Show every line in the entries below where the word "produces" appears.

begin RECORDED DATA

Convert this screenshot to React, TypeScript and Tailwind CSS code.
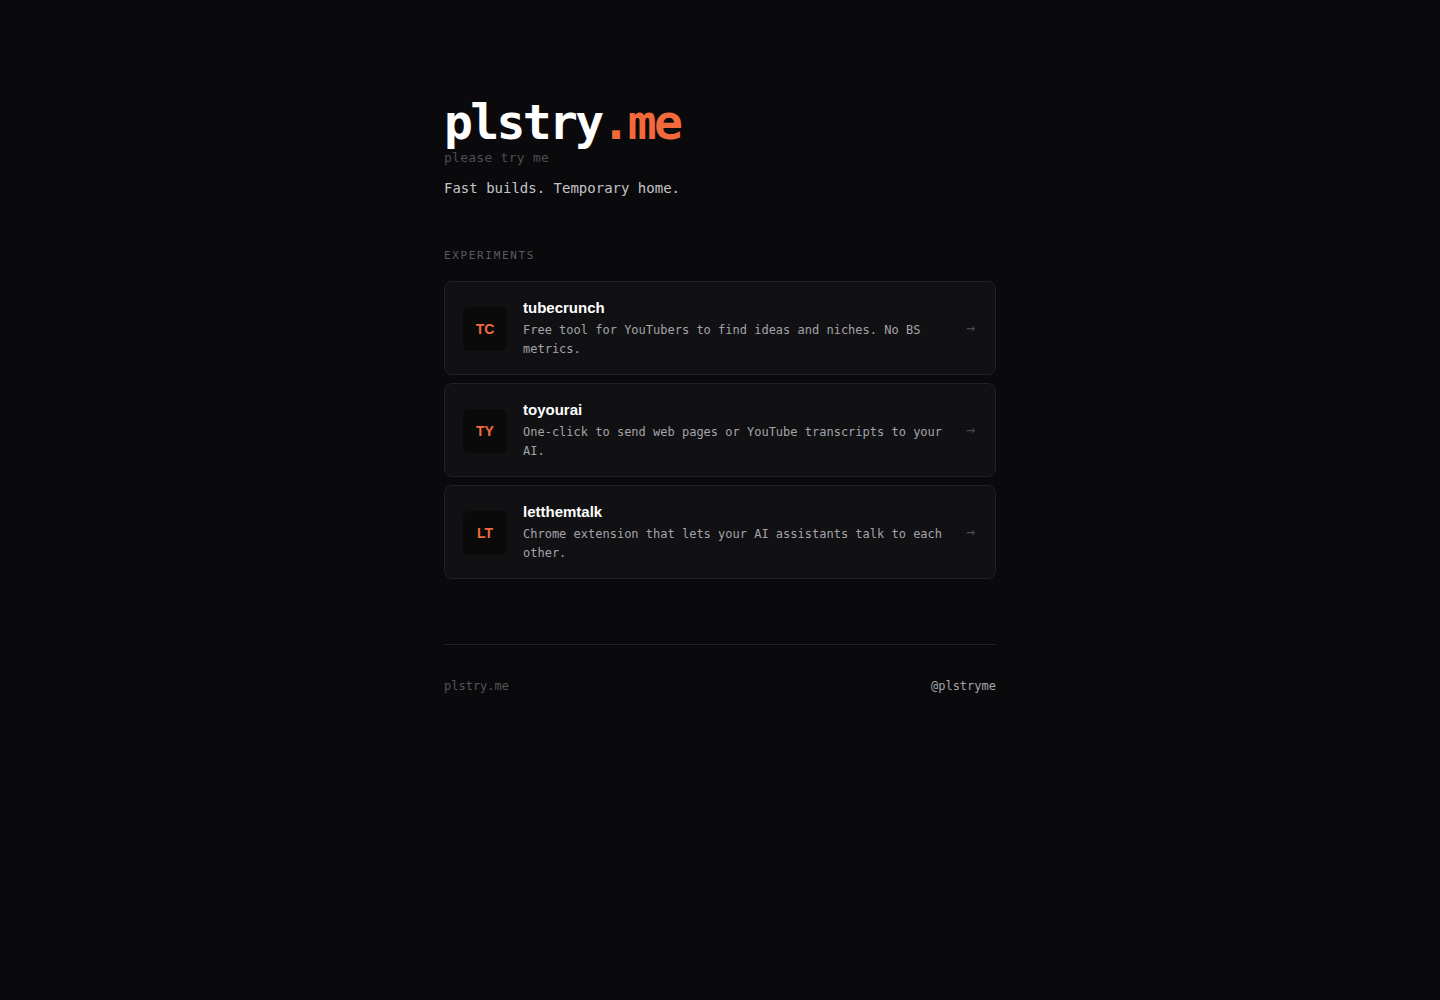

end RECORDED DATA
begin RECORDED DATA

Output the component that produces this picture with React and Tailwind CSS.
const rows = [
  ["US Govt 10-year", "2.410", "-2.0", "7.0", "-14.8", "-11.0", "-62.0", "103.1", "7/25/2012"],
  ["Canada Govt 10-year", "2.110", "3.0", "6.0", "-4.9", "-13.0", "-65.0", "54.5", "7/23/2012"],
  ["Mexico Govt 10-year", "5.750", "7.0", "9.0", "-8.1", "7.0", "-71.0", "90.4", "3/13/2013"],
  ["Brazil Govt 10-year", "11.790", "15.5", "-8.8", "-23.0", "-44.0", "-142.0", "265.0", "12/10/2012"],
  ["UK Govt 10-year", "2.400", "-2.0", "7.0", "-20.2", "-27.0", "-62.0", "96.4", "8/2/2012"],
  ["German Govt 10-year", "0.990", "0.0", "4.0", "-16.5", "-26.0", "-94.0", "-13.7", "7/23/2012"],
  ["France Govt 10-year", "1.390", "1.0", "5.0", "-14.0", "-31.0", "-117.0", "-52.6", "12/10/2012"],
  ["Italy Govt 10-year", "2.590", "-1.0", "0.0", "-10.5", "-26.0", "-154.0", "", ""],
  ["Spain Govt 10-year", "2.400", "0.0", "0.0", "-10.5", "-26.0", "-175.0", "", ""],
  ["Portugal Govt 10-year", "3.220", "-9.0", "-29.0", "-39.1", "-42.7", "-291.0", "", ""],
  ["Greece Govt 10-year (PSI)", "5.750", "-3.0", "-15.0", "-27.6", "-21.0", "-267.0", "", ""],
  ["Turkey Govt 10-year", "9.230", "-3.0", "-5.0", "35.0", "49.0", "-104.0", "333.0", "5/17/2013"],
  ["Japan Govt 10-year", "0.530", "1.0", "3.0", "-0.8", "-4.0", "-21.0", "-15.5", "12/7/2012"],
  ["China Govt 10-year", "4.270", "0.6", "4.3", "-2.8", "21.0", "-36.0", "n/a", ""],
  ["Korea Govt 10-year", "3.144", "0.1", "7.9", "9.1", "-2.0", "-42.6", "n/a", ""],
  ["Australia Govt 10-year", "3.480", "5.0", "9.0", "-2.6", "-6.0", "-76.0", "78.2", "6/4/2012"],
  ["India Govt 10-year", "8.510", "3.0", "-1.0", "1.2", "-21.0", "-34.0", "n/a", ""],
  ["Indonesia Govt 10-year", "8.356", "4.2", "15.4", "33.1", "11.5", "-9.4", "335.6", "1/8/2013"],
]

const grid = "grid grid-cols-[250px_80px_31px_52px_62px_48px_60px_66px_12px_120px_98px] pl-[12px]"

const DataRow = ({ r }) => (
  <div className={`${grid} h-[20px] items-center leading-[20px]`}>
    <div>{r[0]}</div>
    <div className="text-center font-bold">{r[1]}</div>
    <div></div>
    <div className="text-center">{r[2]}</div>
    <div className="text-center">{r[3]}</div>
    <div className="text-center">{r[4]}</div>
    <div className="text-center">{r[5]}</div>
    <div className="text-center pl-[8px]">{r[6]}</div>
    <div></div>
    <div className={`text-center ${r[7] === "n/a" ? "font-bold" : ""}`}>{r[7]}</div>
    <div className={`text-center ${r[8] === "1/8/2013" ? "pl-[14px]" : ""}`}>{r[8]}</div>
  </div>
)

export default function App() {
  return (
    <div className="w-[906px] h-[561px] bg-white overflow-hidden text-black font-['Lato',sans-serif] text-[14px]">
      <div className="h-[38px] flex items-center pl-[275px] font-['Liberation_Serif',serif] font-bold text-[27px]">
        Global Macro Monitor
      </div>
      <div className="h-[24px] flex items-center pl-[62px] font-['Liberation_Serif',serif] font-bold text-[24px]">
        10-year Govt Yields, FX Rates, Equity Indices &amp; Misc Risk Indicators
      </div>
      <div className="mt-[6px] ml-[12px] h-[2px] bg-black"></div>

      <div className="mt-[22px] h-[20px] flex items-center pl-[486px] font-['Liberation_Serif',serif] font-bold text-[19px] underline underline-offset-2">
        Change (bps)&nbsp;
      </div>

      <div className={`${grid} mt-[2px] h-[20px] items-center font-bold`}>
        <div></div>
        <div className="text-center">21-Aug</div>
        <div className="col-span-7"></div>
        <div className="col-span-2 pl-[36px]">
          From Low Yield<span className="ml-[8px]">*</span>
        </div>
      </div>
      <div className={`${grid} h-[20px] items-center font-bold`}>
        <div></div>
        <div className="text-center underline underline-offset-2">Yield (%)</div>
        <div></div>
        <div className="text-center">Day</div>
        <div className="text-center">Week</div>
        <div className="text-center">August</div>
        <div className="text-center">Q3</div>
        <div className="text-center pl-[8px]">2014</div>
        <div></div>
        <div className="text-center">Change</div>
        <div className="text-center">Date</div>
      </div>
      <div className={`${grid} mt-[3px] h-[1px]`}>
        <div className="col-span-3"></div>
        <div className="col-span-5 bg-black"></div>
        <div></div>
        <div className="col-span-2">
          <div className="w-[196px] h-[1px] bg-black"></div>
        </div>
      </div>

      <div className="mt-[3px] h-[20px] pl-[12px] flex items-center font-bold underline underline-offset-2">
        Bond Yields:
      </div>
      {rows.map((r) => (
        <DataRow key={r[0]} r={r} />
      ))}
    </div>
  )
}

end RECORDED DATA
begin RECORDED DATA

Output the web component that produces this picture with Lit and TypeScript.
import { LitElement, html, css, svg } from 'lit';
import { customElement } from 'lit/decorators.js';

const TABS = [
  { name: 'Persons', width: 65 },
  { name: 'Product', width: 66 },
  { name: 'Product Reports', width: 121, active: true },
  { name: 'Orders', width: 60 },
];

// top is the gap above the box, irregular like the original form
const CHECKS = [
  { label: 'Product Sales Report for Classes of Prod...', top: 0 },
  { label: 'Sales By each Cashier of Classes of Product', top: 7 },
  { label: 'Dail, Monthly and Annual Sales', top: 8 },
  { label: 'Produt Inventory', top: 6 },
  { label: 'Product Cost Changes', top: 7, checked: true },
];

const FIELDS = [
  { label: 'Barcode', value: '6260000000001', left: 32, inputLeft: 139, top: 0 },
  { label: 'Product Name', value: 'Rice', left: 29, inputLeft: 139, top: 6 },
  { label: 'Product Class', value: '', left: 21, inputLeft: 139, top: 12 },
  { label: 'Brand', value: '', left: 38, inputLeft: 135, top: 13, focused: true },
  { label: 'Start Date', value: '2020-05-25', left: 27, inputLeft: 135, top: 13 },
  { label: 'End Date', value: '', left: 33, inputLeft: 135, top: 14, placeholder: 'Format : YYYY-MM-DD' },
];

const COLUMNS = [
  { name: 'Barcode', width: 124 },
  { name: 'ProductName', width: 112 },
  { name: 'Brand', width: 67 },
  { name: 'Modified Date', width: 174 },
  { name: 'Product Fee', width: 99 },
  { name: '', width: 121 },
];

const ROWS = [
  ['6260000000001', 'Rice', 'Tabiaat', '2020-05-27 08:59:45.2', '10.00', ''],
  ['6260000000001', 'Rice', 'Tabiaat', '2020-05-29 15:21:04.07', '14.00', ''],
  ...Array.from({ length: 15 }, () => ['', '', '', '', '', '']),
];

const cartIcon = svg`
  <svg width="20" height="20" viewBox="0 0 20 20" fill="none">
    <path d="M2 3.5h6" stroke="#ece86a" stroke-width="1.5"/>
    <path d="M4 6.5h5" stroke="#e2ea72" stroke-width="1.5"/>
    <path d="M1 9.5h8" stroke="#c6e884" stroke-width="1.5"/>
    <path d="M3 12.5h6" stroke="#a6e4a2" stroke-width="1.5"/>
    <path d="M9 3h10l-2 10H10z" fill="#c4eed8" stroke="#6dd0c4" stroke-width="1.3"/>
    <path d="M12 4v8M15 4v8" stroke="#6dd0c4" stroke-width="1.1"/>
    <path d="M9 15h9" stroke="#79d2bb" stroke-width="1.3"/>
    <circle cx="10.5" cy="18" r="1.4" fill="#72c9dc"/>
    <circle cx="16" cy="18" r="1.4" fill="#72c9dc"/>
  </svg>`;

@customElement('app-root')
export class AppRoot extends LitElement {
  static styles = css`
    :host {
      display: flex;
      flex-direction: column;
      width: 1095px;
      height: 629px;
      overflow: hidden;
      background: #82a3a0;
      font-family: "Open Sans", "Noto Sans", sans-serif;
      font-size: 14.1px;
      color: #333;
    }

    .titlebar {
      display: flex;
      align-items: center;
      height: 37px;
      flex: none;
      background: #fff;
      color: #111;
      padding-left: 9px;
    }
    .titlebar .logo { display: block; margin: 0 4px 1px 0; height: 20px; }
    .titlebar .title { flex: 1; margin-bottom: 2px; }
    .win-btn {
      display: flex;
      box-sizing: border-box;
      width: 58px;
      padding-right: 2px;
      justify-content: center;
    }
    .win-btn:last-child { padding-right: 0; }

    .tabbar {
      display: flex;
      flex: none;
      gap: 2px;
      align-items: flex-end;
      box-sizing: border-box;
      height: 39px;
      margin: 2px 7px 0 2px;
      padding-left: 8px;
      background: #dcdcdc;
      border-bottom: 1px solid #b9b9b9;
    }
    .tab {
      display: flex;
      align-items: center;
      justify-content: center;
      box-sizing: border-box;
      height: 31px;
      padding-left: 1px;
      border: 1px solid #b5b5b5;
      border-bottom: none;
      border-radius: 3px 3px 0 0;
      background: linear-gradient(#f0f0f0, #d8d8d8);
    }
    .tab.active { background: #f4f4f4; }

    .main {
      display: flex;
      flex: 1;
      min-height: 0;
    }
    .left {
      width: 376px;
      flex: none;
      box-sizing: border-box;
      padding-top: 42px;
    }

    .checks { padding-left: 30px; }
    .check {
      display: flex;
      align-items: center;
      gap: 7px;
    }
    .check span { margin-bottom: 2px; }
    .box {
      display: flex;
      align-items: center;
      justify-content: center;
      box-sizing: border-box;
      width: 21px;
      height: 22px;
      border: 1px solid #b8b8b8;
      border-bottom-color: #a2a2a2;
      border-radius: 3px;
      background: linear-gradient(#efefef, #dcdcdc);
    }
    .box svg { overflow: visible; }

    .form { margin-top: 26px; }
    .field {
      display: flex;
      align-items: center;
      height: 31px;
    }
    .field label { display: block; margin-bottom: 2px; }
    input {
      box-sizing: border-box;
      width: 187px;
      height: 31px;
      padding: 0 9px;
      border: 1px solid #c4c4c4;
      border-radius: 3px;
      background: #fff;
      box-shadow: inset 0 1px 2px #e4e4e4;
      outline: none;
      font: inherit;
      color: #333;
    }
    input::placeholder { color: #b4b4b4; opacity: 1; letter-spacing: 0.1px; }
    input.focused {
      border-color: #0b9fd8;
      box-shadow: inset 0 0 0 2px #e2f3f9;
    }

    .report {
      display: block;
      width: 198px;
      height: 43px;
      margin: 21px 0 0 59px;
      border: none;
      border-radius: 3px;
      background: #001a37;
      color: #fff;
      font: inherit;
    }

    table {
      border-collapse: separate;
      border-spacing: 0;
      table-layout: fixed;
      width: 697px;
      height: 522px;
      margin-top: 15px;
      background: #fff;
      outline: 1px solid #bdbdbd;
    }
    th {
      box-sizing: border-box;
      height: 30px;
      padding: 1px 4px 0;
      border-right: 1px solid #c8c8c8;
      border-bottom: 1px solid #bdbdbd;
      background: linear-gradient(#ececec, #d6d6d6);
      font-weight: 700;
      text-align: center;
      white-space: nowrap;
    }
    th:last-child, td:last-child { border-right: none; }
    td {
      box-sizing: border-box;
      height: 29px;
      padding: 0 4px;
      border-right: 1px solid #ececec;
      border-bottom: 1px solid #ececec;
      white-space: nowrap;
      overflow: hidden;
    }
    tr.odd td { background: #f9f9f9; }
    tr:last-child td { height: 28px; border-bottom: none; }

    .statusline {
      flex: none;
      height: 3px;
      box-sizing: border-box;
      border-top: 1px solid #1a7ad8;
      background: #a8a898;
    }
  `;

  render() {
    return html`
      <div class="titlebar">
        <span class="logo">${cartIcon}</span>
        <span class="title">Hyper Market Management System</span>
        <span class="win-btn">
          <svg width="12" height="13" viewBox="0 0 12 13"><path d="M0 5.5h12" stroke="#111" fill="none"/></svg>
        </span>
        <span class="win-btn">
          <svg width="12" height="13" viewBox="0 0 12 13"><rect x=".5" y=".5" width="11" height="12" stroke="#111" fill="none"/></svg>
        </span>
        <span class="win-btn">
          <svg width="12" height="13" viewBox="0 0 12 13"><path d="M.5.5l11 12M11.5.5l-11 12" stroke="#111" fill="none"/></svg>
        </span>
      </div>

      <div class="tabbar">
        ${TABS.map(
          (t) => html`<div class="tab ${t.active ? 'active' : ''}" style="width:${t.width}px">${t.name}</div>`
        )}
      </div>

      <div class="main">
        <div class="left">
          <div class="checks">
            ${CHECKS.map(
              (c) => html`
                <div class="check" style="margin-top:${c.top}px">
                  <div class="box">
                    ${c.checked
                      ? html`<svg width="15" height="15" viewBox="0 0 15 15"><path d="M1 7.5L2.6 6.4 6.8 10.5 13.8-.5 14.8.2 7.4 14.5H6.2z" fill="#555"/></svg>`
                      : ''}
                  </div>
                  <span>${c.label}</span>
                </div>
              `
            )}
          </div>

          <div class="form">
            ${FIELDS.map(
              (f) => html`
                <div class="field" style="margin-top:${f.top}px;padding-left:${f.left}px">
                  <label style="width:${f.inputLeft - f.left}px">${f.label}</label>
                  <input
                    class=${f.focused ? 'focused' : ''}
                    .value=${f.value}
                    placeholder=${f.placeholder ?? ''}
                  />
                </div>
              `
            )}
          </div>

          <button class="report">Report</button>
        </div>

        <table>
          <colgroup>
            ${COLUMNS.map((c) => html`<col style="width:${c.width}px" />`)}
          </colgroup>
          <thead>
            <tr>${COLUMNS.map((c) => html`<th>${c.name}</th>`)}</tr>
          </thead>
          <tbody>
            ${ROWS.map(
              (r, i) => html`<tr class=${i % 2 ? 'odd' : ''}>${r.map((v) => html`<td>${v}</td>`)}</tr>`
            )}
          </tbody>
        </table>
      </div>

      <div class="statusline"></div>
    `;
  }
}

end RECORDED DATA

**WRITTEN ANSWER:**
Output the component that produces this picture with React and Tailwind CSS.
Output the web component that produces this picture with Lit and TypeScript.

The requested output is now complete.